* Start *
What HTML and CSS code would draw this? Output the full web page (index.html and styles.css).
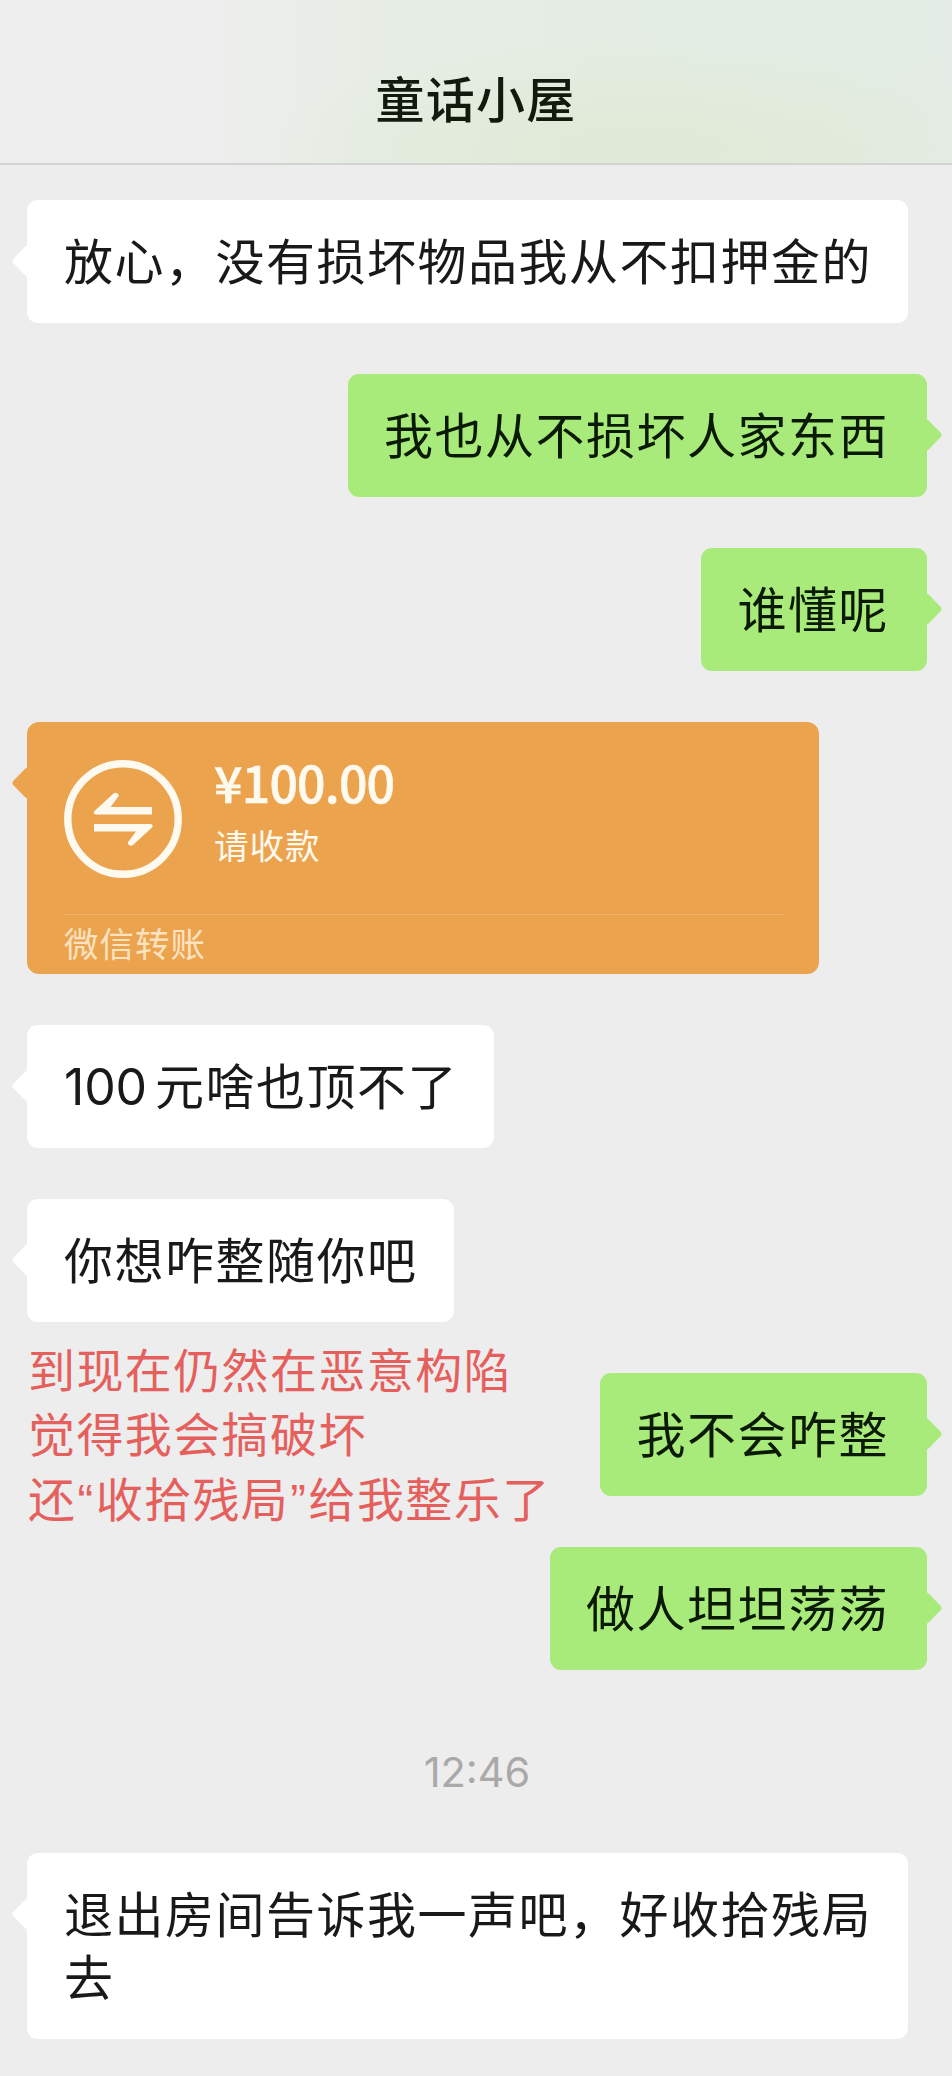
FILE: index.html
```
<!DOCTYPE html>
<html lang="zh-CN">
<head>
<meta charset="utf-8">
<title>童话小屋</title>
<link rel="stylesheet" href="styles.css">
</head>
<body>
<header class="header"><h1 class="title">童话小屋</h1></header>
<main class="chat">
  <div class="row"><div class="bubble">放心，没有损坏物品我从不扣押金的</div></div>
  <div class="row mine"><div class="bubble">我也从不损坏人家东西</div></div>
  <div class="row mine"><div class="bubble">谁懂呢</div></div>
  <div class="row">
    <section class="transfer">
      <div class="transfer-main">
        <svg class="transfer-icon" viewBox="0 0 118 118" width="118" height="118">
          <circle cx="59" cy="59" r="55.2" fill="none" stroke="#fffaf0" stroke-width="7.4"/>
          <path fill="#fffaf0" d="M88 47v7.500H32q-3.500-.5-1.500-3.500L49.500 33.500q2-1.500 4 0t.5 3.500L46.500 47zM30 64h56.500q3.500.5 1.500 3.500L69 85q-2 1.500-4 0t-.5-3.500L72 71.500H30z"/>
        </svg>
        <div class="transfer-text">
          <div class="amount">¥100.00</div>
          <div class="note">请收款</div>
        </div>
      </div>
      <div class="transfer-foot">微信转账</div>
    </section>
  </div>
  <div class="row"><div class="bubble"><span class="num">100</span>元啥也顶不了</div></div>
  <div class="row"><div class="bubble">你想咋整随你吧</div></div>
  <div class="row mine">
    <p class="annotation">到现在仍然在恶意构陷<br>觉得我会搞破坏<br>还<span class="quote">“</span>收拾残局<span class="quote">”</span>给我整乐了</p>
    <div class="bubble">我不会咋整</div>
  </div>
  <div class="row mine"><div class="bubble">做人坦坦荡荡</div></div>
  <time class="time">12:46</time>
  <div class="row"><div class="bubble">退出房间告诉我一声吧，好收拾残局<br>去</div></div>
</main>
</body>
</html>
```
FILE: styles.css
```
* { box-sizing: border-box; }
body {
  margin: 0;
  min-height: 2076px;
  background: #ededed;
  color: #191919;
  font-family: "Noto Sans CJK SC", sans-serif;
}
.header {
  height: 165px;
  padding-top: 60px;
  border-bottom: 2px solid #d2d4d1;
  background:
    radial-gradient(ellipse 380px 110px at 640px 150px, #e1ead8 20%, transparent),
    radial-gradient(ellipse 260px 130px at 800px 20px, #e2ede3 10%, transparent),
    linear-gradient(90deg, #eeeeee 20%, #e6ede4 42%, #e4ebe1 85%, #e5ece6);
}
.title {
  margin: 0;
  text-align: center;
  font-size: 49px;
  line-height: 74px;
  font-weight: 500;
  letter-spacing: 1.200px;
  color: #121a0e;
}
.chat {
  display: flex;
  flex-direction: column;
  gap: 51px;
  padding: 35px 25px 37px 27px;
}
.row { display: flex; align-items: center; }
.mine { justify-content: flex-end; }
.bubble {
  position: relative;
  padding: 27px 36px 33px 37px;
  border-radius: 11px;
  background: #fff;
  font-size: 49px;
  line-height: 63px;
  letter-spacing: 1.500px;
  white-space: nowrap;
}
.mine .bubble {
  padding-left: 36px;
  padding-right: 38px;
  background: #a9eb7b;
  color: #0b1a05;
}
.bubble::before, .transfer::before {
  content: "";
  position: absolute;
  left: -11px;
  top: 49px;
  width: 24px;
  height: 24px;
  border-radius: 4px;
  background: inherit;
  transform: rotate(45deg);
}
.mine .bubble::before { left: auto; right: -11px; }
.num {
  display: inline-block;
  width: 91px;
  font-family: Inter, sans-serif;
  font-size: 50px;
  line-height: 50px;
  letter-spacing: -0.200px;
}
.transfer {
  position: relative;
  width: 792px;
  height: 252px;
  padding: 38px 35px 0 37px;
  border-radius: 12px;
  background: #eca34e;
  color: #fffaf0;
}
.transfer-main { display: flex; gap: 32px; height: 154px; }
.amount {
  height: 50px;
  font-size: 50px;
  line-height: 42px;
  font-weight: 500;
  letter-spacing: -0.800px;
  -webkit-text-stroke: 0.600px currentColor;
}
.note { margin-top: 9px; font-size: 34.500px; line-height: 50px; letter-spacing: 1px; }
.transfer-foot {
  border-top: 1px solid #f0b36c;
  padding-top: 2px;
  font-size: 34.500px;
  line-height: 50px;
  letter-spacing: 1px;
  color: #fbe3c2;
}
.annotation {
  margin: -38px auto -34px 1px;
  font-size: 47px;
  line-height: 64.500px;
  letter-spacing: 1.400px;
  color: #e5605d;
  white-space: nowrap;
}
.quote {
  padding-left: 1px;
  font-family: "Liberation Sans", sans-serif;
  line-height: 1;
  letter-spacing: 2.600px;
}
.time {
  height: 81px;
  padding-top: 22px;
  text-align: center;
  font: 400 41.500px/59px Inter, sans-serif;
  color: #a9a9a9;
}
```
* End *
**WHAT YOU WILL DO:**
Return each line exactly as written. Any picture gets left out.

**COMPLETE OUTPUT:**
What HTML and CSS code would draw this? Output the full web page (index.html and styles.css).
FILE: index.html
```
<!DOCTYPE html>
<html lang="zh-CN">
<head>
<meta charset="utf-8">
<title>童话小屋</title>
<link rel="stylesheet" href="styles.css">
</head>
<body>
<header class="header"><h1 class="title">童话小屋</h1></header>
<main class="chat">
  <div class="row"><div class="bubble">放心，没有损坏物品我从不扣押金的</div></div>
  <div class="row mine"><div class="bubble">我也从不损坏人家东西</div></div>
  <div class="row mine"><div class="bubble">谁懂呢</div></div>
  <div class="row">
    <section class="transfer">
      <div class="transfer-main">
        <svg class="transfer-icon" viewBox="0 0 118 118" width="118" height="118">
          <circle cx="59" cy="59" r="55.2" fill="none" stroke="#fffaf0" stroke-width="7.4"/>
          <path fill="#fffaf0" d="M88 47v7.500H32q-3.500-.5-1.500-3.500L49.500 33.500q2-1.500 4 0t.5 3.500L46.500 47zM30 64h56.500q3.500.5 1.500 3.500L69 85q-2 1.500-4 0t-.5-3.500L72 71.500H30z"/>
        </svg>
        <div class="transfer-text">
          <div class="amount">¥100.00</div>
          <div class="note">请收款</div>
        </div>
      </div>
      <div class="transfer-foot">微信转账</div>
    </section>
  </div>
  <div class="row"><div class="bubble"><span class="num">100</span>元啥也顶不了</div></div>
  <div class="row"><div class="bubble">你想咋整随你吧</div></div>
  <div class="row mine">
    <p class="annotation">到现在仍然在恶意构陷<br>觉得我会搞破坏<br>还<span class="quote">“</span>收拾残局<span class="quote">”</span>给我整乐了</p>
    <div class="bubble">我不会咋整</div>
  </div>
  <div class="row mine"><div class="bubble">做人坦坦荡荡</div></div>
  <time class="time">12:46</time>
  <div class="row"><div class="bubble">退出房间告诉我一声吧，好收拾残局<br>去</div></div>
</main>
</body>
</html>
```
FILE: styles.css
```
* { box-sizing: border-box; }
body {
  margin: 0;
  min-height: 2076px;
  background: #ededed;
  color: #191919;
  font-family: "Noto Sans CJK SC", sans-serif;
}
.header {
  height: 165px;
  padding-top: 60px;
  border-bottom: 2px solid #d2d4d1;
  background:
    radial-gradient(ellipse 380px 110px at 640px 150px, #e1ead8 20%, transparent),
    radial-gradient(ellipse 260px 130px at 800px 20px, #e2ede3 10%, transparent),
    linear-gradient(90deg, #eeeeee 20%, #e6ede4 42%, #e4ebe1 85%, #e5ece6);
}
.title {
  margin: 0;
  text-align: center;
  font-size: 49px;
  line-height: 74px;
  font-weight: 500;
  letter-spacing: 1.200px;
  color: #121a0e;
}
.chat {
  display: flex;
  flex-direction: column;
  gap: 51px;
  padding: 35px 25px 37px 27px;
}
.row { display: flex; align-items: center; }
.mine { justify-content: flex-end; }
.bubble {
  position: relative;
  padding: 27px 36px 33px 37px;
  border-radius: 11px;
  background: #fff;
  font-size: 49px;
  line-height: 63px;
  letter-spacing: 1.500px;
  white-space: nowrap;
}
.mine .bubble {
  padding-left: 36px;
  padding-right: 38px;
  background: #a9eb7b;
  color: #0b1a05;
}
.bubble::before, .transfer::before {
  content: "";
  position: absolute;
  left: -11px;
  top: 49px;
  width: 24px;
  height: 24px;
  border-radius: 4px;
  background: inherit;
  transform: rotate(45deg);
}
.mine .bubble::before { left: auto; right: -11px; }
.num {
  display: inline-block;
  width: 91px;
  font-family: Inter, sans-serif;
  font-size: 50px;
  line-height: 50px;
  letter-spacing: -0.200px;
}
.transfer {
  position: relative;
  width: 792px;
  height: 252px;
  padding: 38px 35px 0 37px;
  border-radius: 12px;
  background: #eca34e;
  color: #fffaf0;
}
.transfer-main { display: flex; gap: 32px; height: 154px; }
.amount {
  height: 50px;
  font-size: 50px;
  line-height: 42px;
  font-weight: 500;
  letter-spacing: -0.800px;
  -webkit-text-stroke: 0.600px currentColor;
}
.note { margin-top: 9px; font-size: 34.500px; line-height: 50px; letter-spacing: 1px; }
.transfer-foot {
  border-top: 1px solid #f0b36c;
  padding-top: 2px;
  font-size: 34.500px;
  line-height: 50px;
  letter-spacing: 1px;
  color: #fbe3c2;
}
.annotation {
  margin: -38px auto -34px 1px;
  font-size: 47px;
  line-height: 64.500px;
  letter-spacing: 1.400px;
  color: #e5605d;
  white-space: nowrap;
}
.quote {
  padding-left: 1px;
  font-family: "Liberation Sans", sans-serif;
  line-height: 1;
  letter-spacing: 2.600px;
}
.time {
  height: 81px;
  padding-top: 22px;
  text-align: center;
  font: 400 41.500px/59px Inter, sans-serif;
  color: #a9a9a9;
}
```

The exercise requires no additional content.